» **Written exercise**
Find the string "styles" in the listing and report every line that has it.

* * *

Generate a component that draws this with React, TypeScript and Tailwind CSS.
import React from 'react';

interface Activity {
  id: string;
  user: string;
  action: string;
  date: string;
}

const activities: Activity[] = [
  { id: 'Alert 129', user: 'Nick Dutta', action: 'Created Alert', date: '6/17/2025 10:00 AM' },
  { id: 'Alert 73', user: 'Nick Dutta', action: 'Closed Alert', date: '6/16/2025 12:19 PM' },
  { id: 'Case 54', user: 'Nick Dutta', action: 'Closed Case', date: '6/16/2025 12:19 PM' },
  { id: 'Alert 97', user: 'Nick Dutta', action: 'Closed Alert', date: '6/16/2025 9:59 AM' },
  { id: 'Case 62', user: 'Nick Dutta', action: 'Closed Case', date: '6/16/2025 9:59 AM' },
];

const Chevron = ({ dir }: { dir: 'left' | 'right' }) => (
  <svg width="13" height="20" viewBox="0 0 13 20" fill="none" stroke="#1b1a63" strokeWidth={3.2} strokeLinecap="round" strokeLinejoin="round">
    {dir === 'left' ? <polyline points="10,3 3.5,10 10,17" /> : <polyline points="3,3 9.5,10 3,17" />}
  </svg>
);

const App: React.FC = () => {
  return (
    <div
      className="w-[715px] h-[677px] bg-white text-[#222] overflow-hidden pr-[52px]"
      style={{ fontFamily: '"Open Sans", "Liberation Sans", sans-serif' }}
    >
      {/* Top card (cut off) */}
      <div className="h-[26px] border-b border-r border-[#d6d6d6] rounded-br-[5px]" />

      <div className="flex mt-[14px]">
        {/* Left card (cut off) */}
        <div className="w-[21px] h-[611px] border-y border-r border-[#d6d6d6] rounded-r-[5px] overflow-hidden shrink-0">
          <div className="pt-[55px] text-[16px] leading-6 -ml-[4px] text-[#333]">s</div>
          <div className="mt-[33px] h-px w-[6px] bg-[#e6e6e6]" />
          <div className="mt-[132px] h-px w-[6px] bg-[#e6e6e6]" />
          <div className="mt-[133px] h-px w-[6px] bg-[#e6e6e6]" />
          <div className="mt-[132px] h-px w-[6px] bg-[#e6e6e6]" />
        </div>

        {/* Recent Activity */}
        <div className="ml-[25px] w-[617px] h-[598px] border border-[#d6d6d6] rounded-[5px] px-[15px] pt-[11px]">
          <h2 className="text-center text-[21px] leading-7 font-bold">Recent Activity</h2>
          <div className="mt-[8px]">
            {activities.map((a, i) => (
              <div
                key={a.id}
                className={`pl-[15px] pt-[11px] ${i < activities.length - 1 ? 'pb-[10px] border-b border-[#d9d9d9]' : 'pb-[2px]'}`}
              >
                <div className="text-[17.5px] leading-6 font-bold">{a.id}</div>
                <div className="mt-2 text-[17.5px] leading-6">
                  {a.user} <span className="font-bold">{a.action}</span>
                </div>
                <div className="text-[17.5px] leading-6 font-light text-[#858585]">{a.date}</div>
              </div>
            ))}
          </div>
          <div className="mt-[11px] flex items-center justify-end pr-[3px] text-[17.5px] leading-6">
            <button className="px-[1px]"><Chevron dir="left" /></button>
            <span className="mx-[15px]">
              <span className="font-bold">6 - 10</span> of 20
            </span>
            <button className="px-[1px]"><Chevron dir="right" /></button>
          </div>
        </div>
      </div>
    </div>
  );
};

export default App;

* * *

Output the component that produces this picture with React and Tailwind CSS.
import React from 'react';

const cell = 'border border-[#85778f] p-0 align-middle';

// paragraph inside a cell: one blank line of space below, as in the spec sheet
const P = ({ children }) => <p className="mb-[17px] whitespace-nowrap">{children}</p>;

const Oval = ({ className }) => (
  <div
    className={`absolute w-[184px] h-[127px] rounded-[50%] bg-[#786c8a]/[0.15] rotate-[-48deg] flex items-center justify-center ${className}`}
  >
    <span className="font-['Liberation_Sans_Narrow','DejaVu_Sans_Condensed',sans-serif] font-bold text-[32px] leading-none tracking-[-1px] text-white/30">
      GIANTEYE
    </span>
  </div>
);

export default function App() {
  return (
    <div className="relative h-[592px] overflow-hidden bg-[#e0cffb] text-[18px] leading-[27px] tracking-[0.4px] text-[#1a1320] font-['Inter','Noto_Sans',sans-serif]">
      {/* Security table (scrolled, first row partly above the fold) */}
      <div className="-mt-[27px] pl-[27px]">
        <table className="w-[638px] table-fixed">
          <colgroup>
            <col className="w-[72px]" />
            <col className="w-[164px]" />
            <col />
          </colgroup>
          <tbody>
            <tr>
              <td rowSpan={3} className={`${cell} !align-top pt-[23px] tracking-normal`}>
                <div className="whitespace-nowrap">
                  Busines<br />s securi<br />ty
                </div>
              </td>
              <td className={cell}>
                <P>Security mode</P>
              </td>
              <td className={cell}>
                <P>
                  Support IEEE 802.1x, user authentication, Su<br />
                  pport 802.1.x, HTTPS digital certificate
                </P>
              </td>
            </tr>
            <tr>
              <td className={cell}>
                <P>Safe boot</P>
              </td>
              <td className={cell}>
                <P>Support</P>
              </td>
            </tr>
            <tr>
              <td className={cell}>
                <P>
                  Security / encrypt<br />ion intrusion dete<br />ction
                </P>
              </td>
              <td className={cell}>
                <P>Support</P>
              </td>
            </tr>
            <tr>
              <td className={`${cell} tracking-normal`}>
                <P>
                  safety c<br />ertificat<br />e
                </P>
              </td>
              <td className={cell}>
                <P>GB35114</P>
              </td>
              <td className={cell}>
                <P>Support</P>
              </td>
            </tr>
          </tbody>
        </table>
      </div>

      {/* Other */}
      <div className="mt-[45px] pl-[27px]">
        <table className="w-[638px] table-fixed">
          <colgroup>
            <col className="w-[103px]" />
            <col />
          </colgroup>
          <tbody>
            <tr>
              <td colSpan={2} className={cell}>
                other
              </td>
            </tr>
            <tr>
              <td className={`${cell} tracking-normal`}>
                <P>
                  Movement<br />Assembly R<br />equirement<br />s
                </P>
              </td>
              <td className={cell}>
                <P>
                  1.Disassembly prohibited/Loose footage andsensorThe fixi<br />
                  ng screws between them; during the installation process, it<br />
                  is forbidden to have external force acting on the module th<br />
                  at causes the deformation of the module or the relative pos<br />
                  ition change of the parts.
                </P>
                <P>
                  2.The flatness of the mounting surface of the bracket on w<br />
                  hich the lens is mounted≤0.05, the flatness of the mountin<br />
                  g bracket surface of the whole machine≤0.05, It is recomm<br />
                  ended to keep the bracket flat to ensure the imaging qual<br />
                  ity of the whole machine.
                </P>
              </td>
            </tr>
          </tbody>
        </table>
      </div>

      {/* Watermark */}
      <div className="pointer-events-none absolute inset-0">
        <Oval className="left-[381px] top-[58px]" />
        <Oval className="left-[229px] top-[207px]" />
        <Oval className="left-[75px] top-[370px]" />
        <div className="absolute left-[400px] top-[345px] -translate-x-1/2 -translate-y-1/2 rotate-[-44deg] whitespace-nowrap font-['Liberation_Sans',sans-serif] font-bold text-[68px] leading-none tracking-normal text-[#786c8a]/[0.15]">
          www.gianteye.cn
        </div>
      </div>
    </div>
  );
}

* * *

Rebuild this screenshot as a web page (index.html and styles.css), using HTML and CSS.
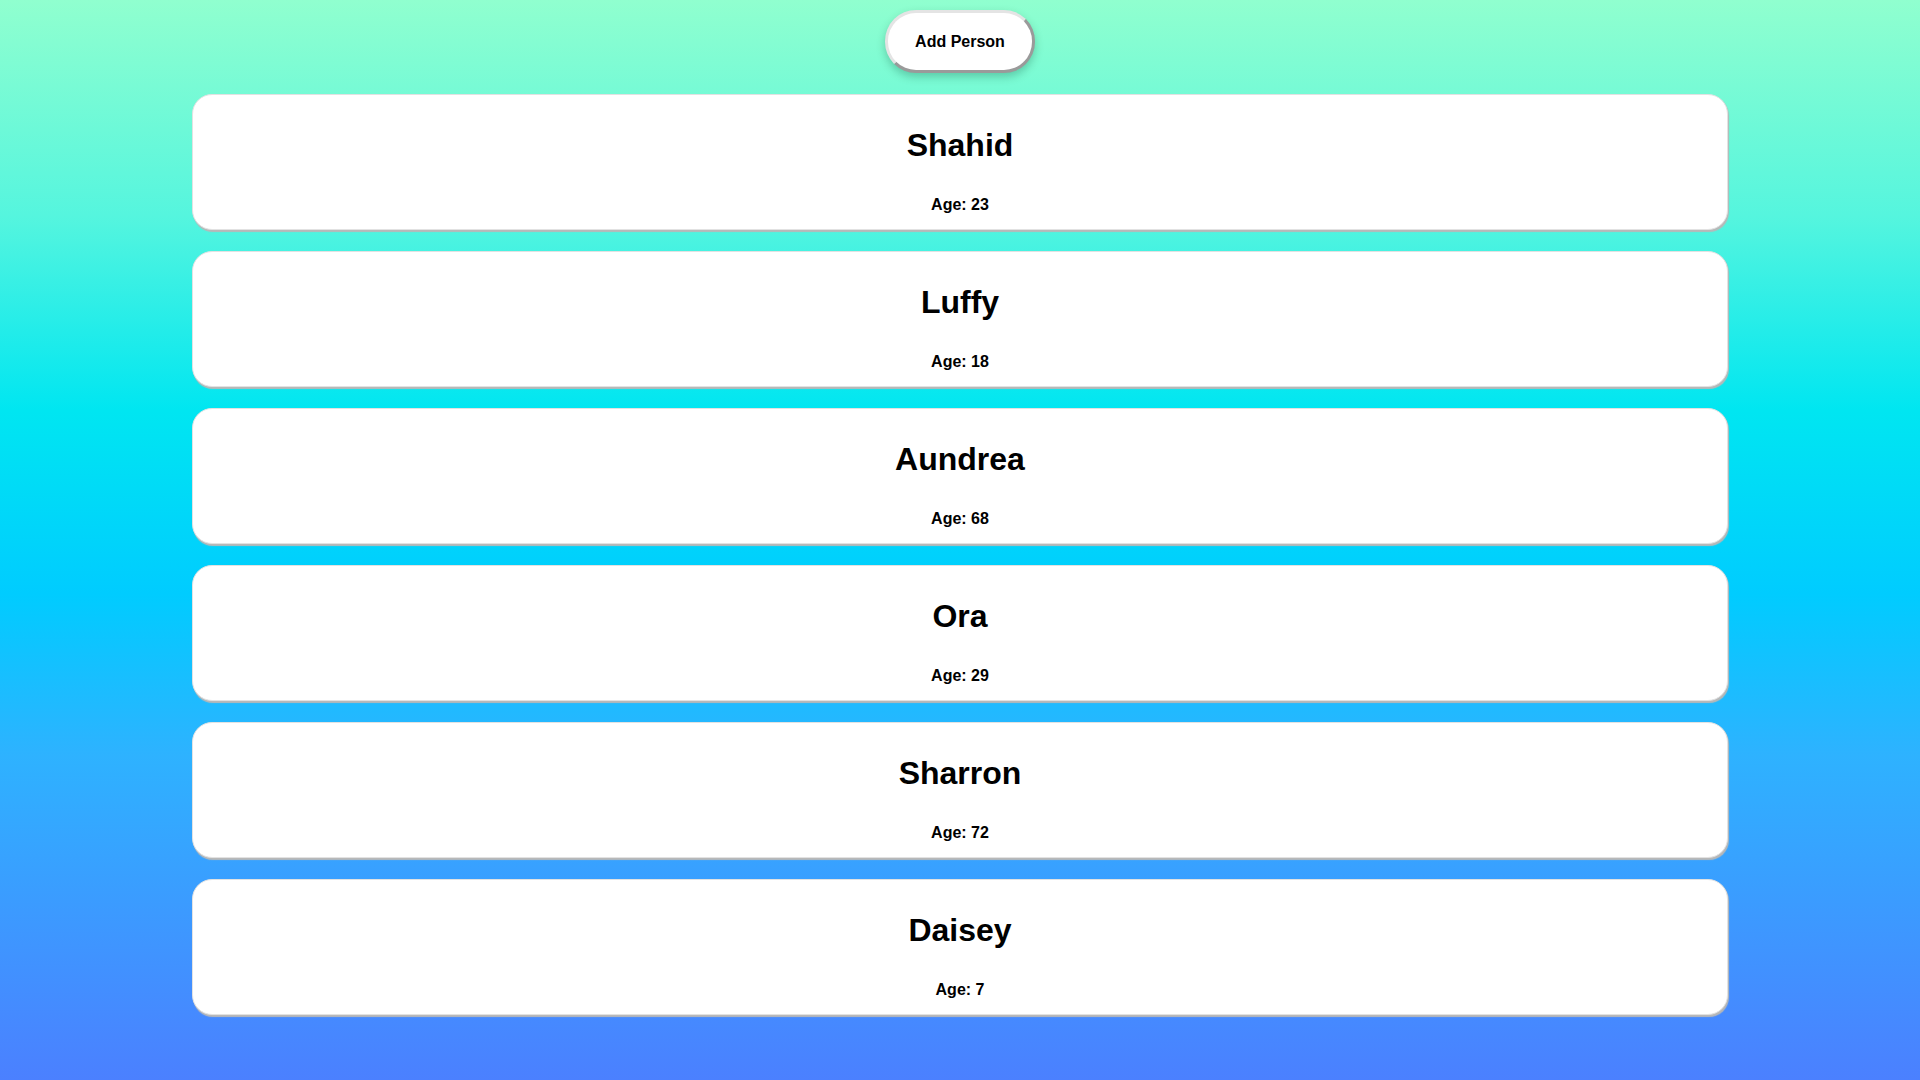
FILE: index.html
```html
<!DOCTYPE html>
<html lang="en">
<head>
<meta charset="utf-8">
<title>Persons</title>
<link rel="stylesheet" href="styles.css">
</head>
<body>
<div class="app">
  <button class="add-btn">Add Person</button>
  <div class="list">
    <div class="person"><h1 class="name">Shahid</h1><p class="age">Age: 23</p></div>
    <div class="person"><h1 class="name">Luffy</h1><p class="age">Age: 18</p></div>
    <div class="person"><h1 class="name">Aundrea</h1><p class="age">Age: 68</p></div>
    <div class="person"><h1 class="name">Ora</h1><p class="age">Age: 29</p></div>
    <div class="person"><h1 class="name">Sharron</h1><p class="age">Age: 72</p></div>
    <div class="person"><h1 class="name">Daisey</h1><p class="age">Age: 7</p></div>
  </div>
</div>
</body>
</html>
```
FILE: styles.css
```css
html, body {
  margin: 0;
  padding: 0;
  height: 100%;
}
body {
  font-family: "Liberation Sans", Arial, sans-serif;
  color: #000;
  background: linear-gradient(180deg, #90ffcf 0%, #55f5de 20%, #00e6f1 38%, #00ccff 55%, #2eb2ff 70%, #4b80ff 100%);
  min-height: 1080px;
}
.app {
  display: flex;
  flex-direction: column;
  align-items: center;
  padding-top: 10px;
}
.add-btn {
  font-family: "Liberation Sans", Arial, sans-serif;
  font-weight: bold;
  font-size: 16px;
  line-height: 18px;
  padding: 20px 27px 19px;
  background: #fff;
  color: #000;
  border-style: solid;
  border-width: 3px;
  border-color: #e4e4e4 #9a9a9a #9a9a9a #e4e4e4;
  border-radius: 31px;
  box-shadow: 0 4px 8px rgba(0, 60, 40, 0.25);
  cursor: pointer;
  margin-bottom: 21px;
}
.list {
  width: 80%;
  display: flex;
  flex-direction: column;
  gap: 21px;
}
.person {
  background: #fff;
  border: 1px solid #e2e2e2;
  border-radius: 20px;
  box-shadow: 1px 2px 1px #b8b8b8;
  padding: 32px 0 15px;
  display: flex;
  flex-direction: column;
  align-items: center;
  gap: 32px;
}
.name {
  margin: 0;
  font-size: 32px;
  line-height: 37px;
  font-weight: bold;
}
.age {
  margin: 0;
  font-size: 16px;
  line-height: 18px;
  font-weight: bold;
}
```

* * *

» **Result of this exercise**
Rebuild this screenshot as a web page (index.html and styles.css), using HTML and CSS.
<link rel="stylesheet" href="styles.css">
FILE: styles.css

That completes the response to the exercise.